In recent years, researchers have figured out that the constellation of diseases known as cancer is in fact hundreds of distinct diseases. Though each one may manifest itself a little differently, diagnosing the type of cancer is extremely difficult, and makes a huge difference in how doctors treat the disease. Now researchers from MIT’s Computer Science and Artificial Intelligence Laboratory have teamed up with doctors from Massachusetts General Hospital to develop a computer model that can pull in a patient’s data to suggest diagnoses to their physicians. The researchers published their work earlier this month in the Journal of the American Medical Informatics Association.

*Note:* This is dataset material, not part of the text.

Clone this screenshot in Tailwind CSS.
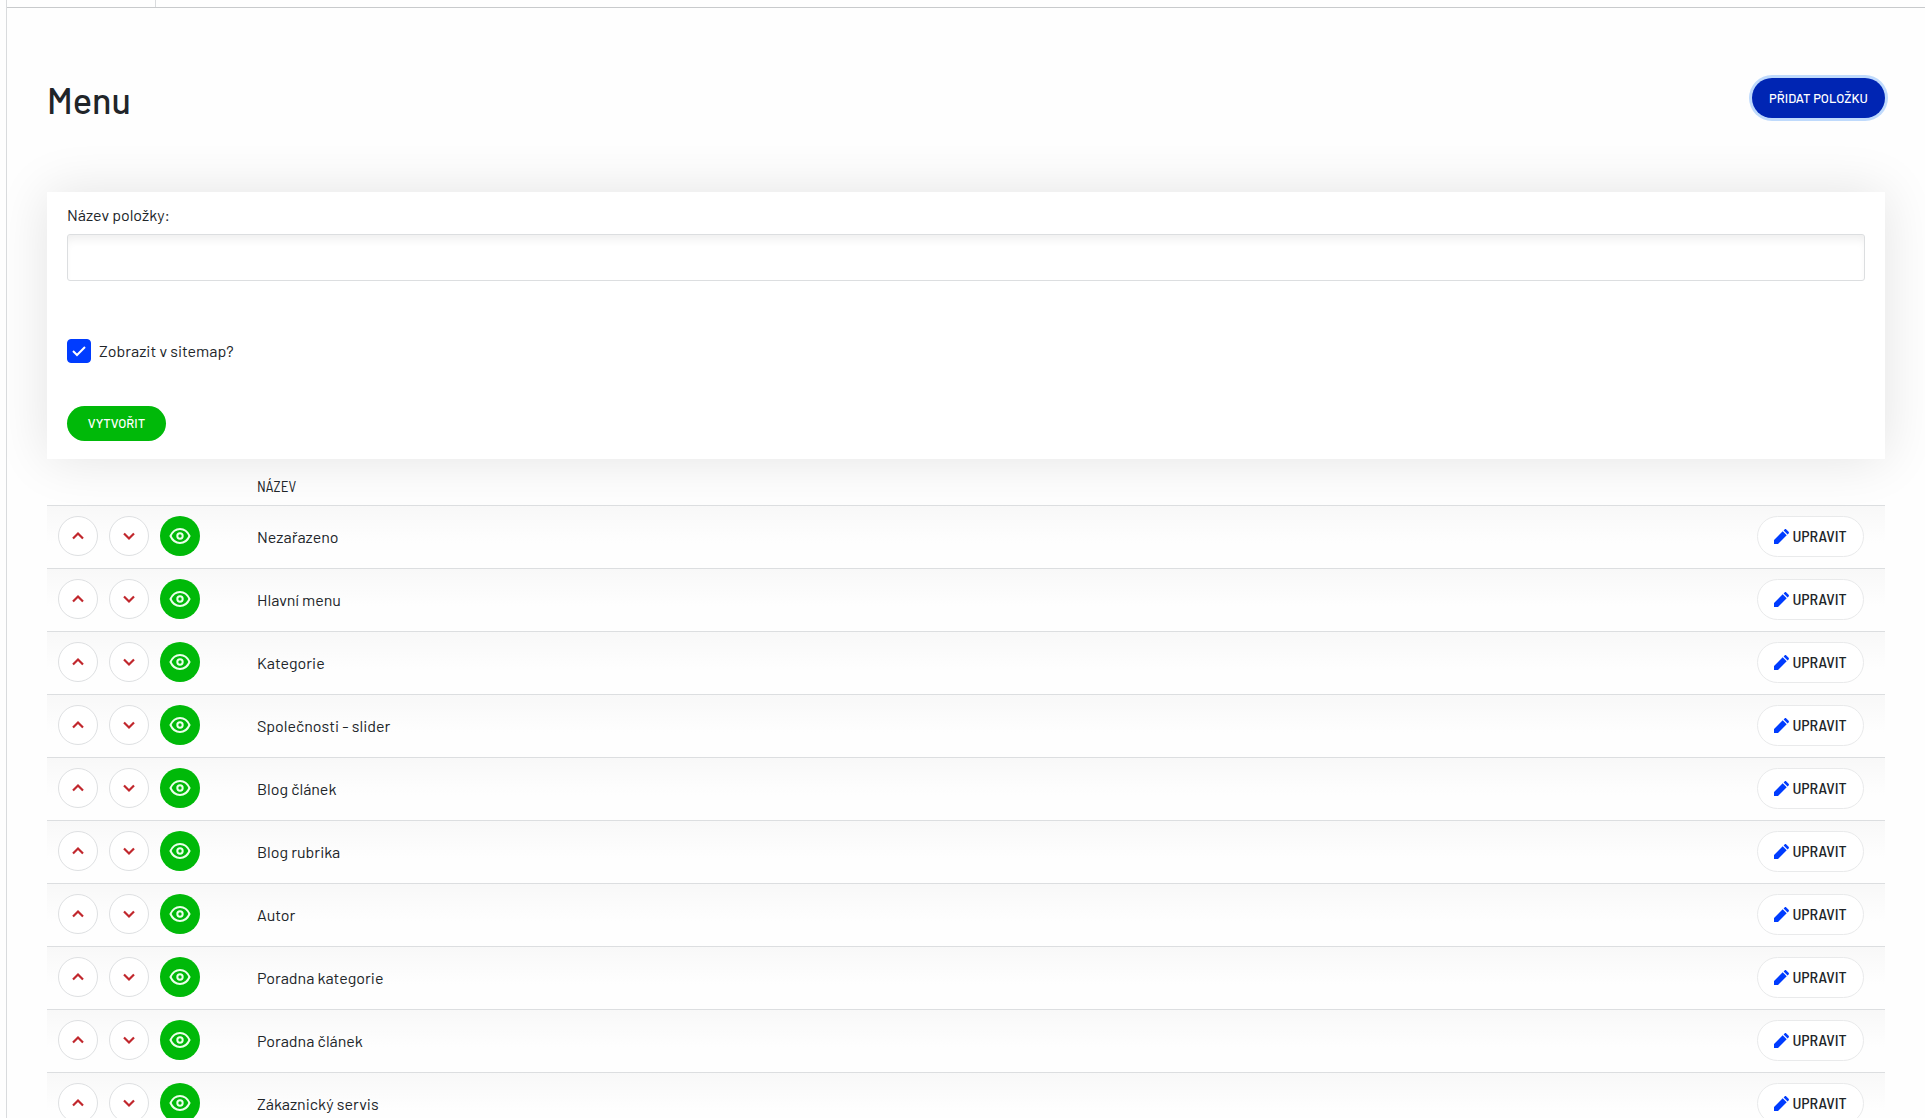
<!DOCTYPE html>
<html lang="cs">
<head>
  <meta charset="UTF-8" />
  <meta name="viewport" content="width=device-width, initial-scale=1.0"/>
  <title>Menu</title>
  <script src="https://cdn.jsdelivr.net/npm/@tailwindcss/browser@4"></script>
  <style>
    body {
      font-family: Barlow, Roboto, sans-serif;
    }
    .condensed {
      font-family: 'Barlow Semi Condensed', Barlow, Roboto, sans-serif;
    }
  </style>
</head>
<body class="bg-[#fefefe] text-[#212529] text-[16px]">
  <div class="h-screen overflow-hidden ml-[6px] border-l border-[#d9dbdd]">

    <!-- top bar -->
    <header class="h-2 border-b border-[#c8cacc] flex">
      <div class="w-[149px] border-r border-[#d9dbdd]"></div>
    </header>

    <main class="px-10 pt-[70px]">
      <div class="flex items-start justify-between h-[114px]">
        <h1 class="text-[36px] leading-[44px] font-medium">Menu</h1>
        <button type="button" class="w-[133px] h-10 pt-px rounded-full bg-[#0025b3] ring-3 ring-[#bfdafc] text-white text-[13px] font-medium">PŘIDAT POLOŽKU</button>
      </div>

      <!-- new item form -->
      <form class="bg-white px-5 pt-3 pb-[18px] shadow-[0_0_50px_rgba(0,0,0,0.11)]">
        <label for="name" class="block leading-[21px] mb-[9px]">Název položky:</label>
        <input id="name" type="text" class="block w-full h-[47px] px-3 border border-[#dcdee0] rounded-[3px] bg-white shadow-[inset_0_8px_10px_-4px_rgba(0,0,0,0.07)]" />
        <div class="flex items-center gap-2 mt-[58px] h-6">
          <span class="grid">
            <input id="sitemap" type="checkbox" checked class="peer appearance-none col-start-1 row-start-1 size-6 rounded-[4px] border border-[#003cff] bg-white checked:bg-[#003cff]" />
            <svg class="col-start-1 row-start-1 size-6 pointer-events-none invisible peer-checked:visible" viewBox="0 0 24 24" fill="none" stroke="#fff" stroke-width="2"><path d="M6 12l4 4 8-8"/></svg>
          </span>
          <label for="sitemap">Zobrazit v sitemap?</label>
        </div>
        <button type="submit" class="block mt-[43px] w-[99px] h-[35px] pt-px rounded-full bg-[#00b909] text-white text-[13px] font-medium">VYTVOŘIT</button>
      </form>

      <table class="w-full">
        <thead>
          <tr class="h-[46px]">
            <th class="w-[199px]"></th>
            <th class="condensed text-left font-normal text-[15px] pl-[11px] pt-2">NÁZEV</th>
            <th></th>
          </tr>
        </thead>
        <tbody id="menuRows"></tbody>
      </table>
    </main>
  </div>

  <script>
    const items = [
      "Nezařazeno",
      "Hlavní menu",
      "Kategorie",
      "Společnosti - slider",
      "Blog článek",
      "Blog rubrika",
      "Autor",
      "Poradna kategorie",
      "Poradna článek",
      "Zákaznický servis",
    ];

    document.getElementById("menuRows").innerHTML = items
      .map(name => `
        <tr class="h-[63px] border-t border-[#dcdee0] bg-linear-to-b from-[#f8f8f8] to-[#fefefe] to-60%">
          <td class="pl-[11px] pb-px">
            <div class="flex gap-[11px]">
              <button type="button" aria-label="Nahoru" class="size-10 rounded-full border border-[#dee0e2] bg-white flex items-center justify-center">
                <svg class="size-3" viewBox="0 0 12 12" fill="none" stroke="#c1272d" stroke-width="2.200"><path d="M1 8.500l5-5 5 5"/></svg>
              </button>
              <button type="button" aria-label="Dolů" class="size-10 rounded-full border border-[#dee0e2] bg-white flex items-center justify-center">
                <svg class="size-3" viewBox="0 0 12 12" fill="none" stroke="#c1272d" stroke-width="2.200"><path d="M1 3.500l5 5 5-5"/></svg>
              </button>
              <button type="button" aria-label="Zobrazit" class="size-10 rounded-full bg-[#00b909] flex items-center justify-center">
                <svg class="w-[22px] h-[18px]" viewBox="0 0 22 18" fill="none" stroke="#eaffea" stroke-width="2"><path d="M1.500 9C3.500 4.500 6.800 2 11 2s7.500 2.500 9.500 7c-2 4.500-5.300 7-9.500 7s-7.500-2.500-9.500-7z"/><circle cx="11" cy="9" r="2.700"/></svg>
              </button>
            </div>
          </td>
          <td class="pl-[11px] pt-px">${name}</td>
          <td class="pr-[21px] pb-px">
            <button type="button" class="condensed ml-auto w-[107px] h-[41px] rounded-full border border-[#e9eaeb] bg-white flex items-center justify-center gap-[3px] text-[16px] font-medium">
              <svg class="size-[15px]" viewBox="0 0 15 15" fill="#003cff"><path d="M0 15v-4L8.700 2.300l4 4L4 15zM9.600 1.400l1-1c.5-.5 1.200-.5 1.700 0l2.300 2.300c.5.5.5 1.200 0 1.700l-1 1z"/></svg>
              UPRAVIT
            </button>
          </td>
        </tr>
      `).join("");
  </script>
</body>
</html>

For this first iteration of their model, the researchers focused on the three most common types of lymphoma, a cancer of the lymph nodes with over 50 subtypes that are difficult to distinguish. Typically, patients are given a number of tests to determine things like the number of tumor cells or how many lymphoid cells express antigens, to help doctors give them the appropriate diagnosis. Using some of the hospital’s archived pathology reports, the computer model was able to get a picture of the types of test results that characterized certain types of lymphoma from others. It created a complex picture for each patient, drawing in key phrases from physician comments and using the 2008 World Health Organization guidelines for lymphoma diagnosis to set the parameters. Using a sophisticated modeling system, the program was able to compile results from all these sources into a number of graphs to then suggest the most probable diagnosis.

The resulting model was 10 percent more accurate than similar models that incorporated less data. The researchers hope they will be able to scale up their model in the future, incorporating data for millions of patients in order to give more people the most accurate diagnosis possible.